To: Ram Seetharaman who wrote (1360)3/14/1999 8:31:00 PM
From: Rational  Read Replies (1) | Respond to of 2282
 
Oil producers have considered the natural resource as free (God-given) and so have been selling oil at a price to merely cover the cost of production. As myopic creatures, they will continue to believe that oil fields/reserves are free.

The only thing that has changed now to force the OPEC to consider cutting the supply and raise price is that the cost of production is no longer simply the cost of equipment in place. The equipment is up for a major overhaul. Furthermore, the cost of operation of these countries that own the oil fields is growing at a pace that can no longer be met by current oil prices.

These countries are now realizing that the cost of production is equal to (i) the long-run cost of maintaining the production process plus (ii) the over-head cost of their governments.
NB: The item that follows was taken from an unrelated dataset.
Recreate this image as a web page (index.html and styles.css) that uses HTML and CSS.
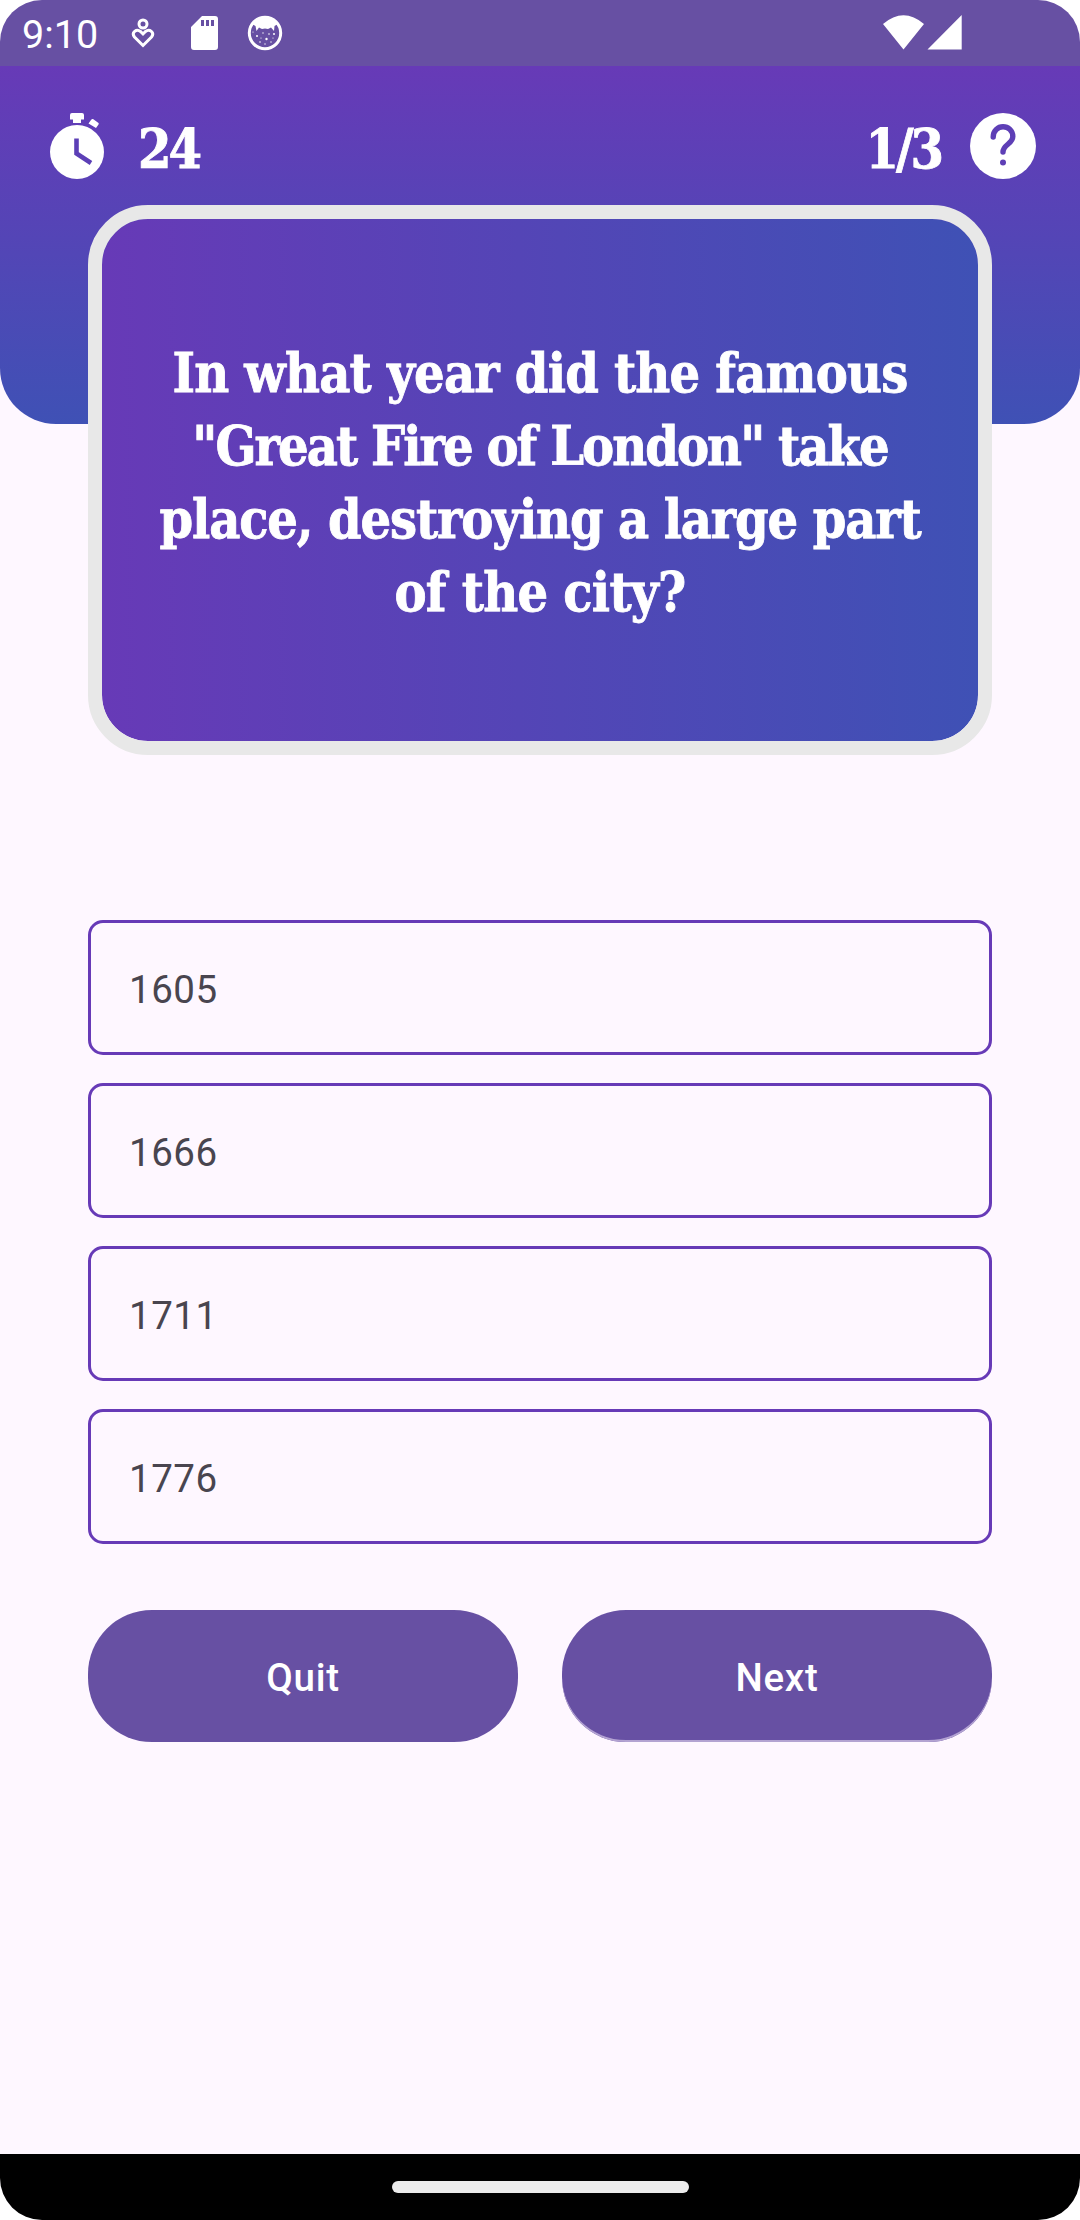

They should also add the opportunity cost of losing the reserves some day in the future; but, as humans, they are myopic and so ignore this third element.

They are now at least working on a more accurate assessment of (i) + (ii), and are realizing that a 2.6% cut in production, which is likely to raise oil price by 50%, is vital.

I think the whole field of economics is quite shallow with respect to pricing of natural resources because the principle of supply and demand is totally meaningless as it ignores the ultimate supplier, (the Nature/God) that has bestowed the mankind with these resources, is totally dormant in setting the prices. But, that is a different question humans will address some day in future, if they still outlive other catastrophes. That is irrelevant to the current or near-term stock price of GLM.

The realization by the OPEC that factor (ii) is critical in setting oil prices has led them to take serious measures to boost oil prices. This, in my opinion, will sustain an up-trend in oil and oil stock prices. Other stocks will then face a set back due to inflation induced by oil prices. This will be healthy for the global economy, although I see a rational set back to the bubble-like American and European economies.